I want to say that advertising the details of what happens in a verified group of sex workers in a public forum is not trying to protect or be an advocate for people new to the industry. Especially if people are doing things that are potentially harmful to themselves (scambait, stalkerbait). Aboveall since our forum is chockfull of lurkers who have bothered models online with SW info before and we've had these same lurkers soliciting SW members to use PayPal here before. It is self-aggrandizing to say 'I tried to tell them but they all love PayPal so much, I try to teach the newbs, but oh well' in a non-verified googleable high-traffic forum (out here) when that seems like a private conversation among sex workers who went through the process of verification to try to ensure their own privacy.
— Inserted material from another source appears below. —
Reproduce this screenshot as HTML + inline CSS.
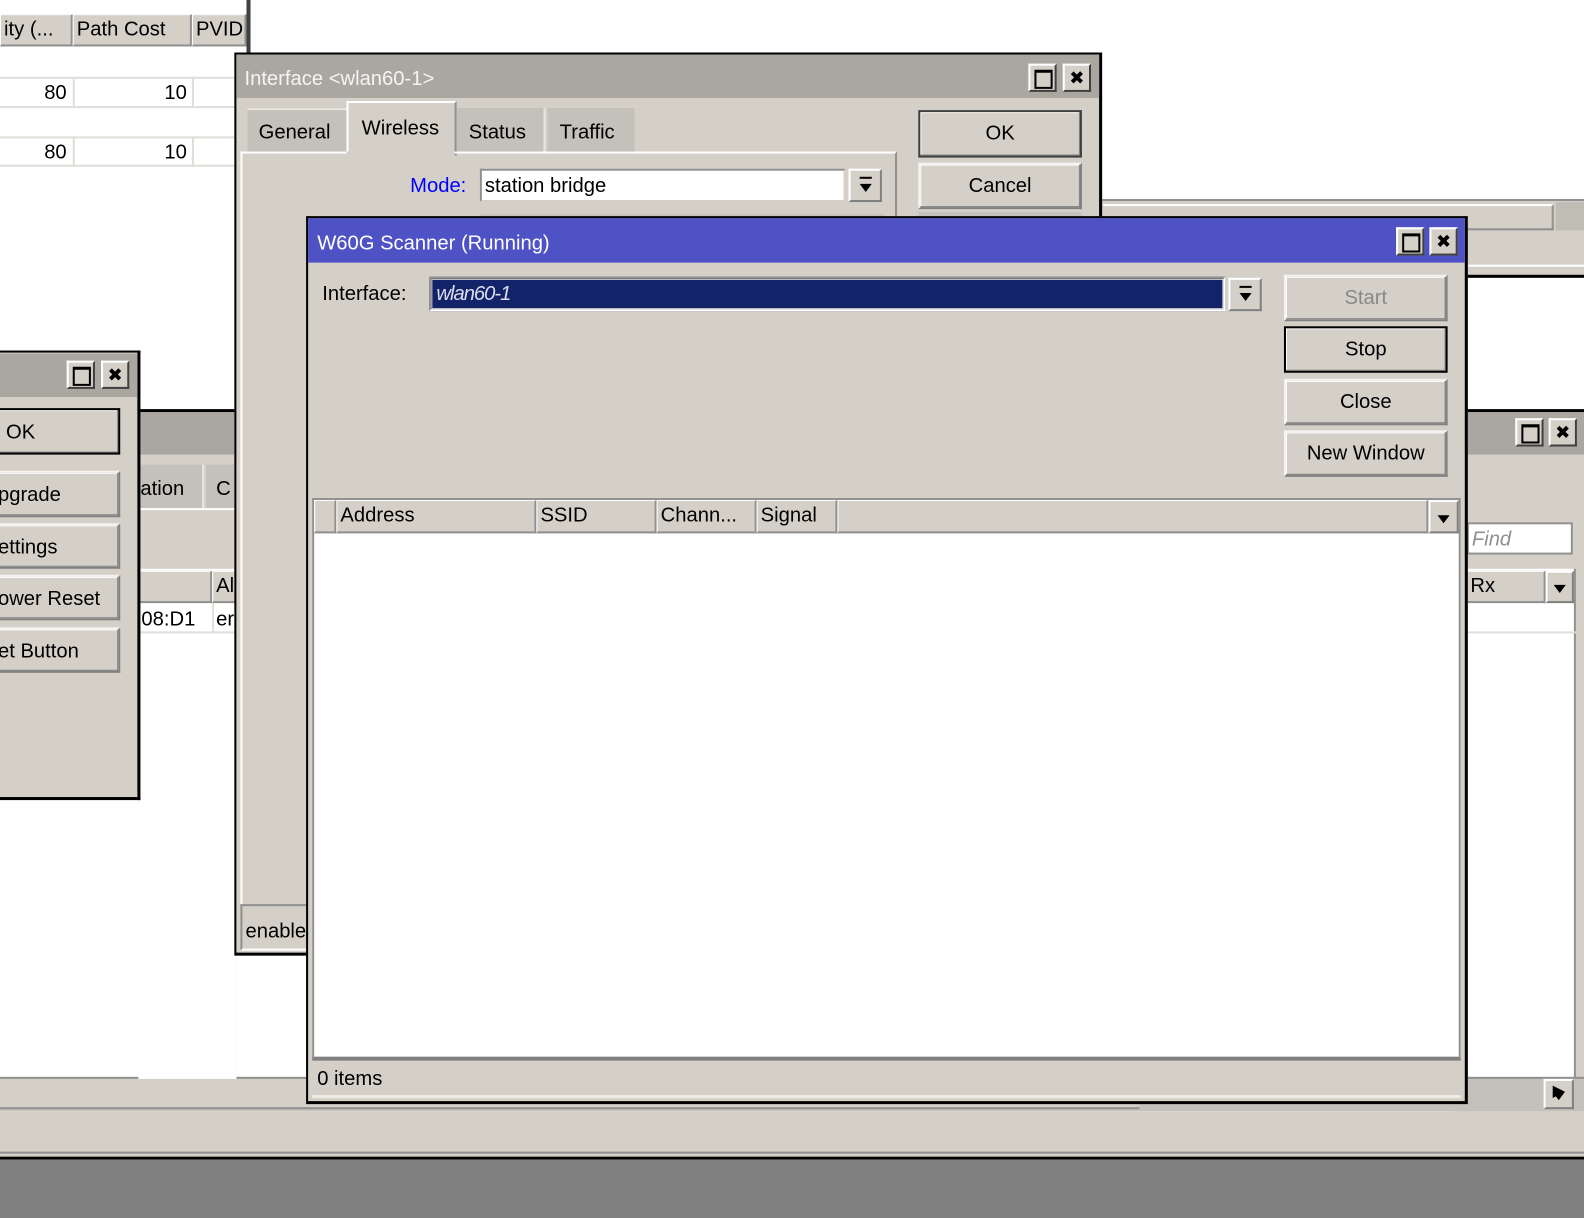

It isnt tough to figure out who are the models on that site, so, yea, publicizing that info is stalkerbait.
If you tried, you tried, if it pissed you off - fine but talk about that somewhere else? If you dont want to, fine, that's your prerogative as uh an internet user but dont say youre protecting newbies when youre advertising a big googleable and scambaiting flaw in their business design that they arent making public themselves. Id be pissed if people spent a few threads openly discussing verified posts on SW on another forum - which
has happened and Im sure you would be as well. It is the same principle, no matter how wrong they are.
It is like saying "hey guys, come scam these models who love PayPal" and "protecting sex worker's privacy only matters if they are nice to me and agree with what I say" - one thing takes precedence over the other. Im really not to drag this out, but the impression I got from the pile-on was that sacrificing their verified privacy to brag/complain about the opportunity cost lost giving unsolicited advice was more important than the concept of verification itself. As all of us are in verified, Id assume we're there for a reason, so I just wanted to advocate for the purpose of verified sex worker groups... which is not to openly broadcast details of what is said... particularly if the people in that group arent here to defend themselves.